Panu Somervuo - Authorea

In recent years, the increase of data availability through citizen science campaigns has raised questions on the quality of this data. Species distribution models can be severely impacted by non-random spatial distributions of records. Multiple methods exist to correct for spatial bias and most of them imply that the sampling is uneven in space and determined by the observers’ choices of where to search for observations. One common correction method is to include a covariate in the model as a proxy for sampling bias and correcting for this bias by setting this covariate equal to a common value upon prediction. However, this approach implies that each observer behaves in the same manner, which in practice may not be the case. Here, we differentiate two common observer behaviours: exploring and following. Under this paradigm, explorers seek to observe species in new places far away from other observations and away from common routes of transit.

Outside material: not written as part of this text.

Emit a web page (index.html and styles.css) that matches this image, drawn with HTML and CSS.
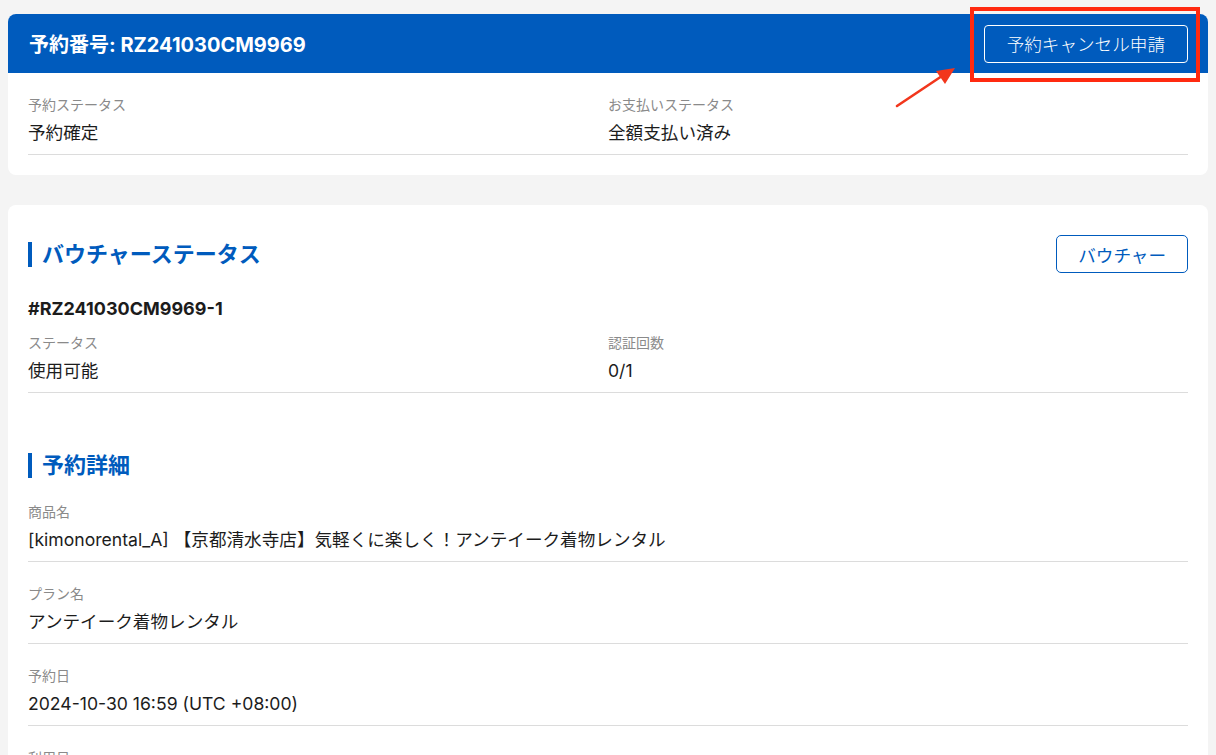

By contrast, followers search near already observed species locations and remain closer to common routes of transit. In this paper, we investiage whether the current approaches to correcting for observer bias hold under varying observer behaviours, or whether a data-driven approach based on modelled observer behaviour may lead to better predictions. To do so, we developed a new software platform, obsimulator, to simulate patterns of points driven by observer behaviour. We established two correction methods based on a bias incorporation approach using k-nearest neighbours and density calculation. Broadly, we found that the method of including a bias covariate and setting it to a common value for prediction yields the best results. We also found that the knn-based correction outperformed the density-based correction. Additionally, we provide guidance for setting model parameters based on the ratio of explorers versus followers in the observers’ cohort.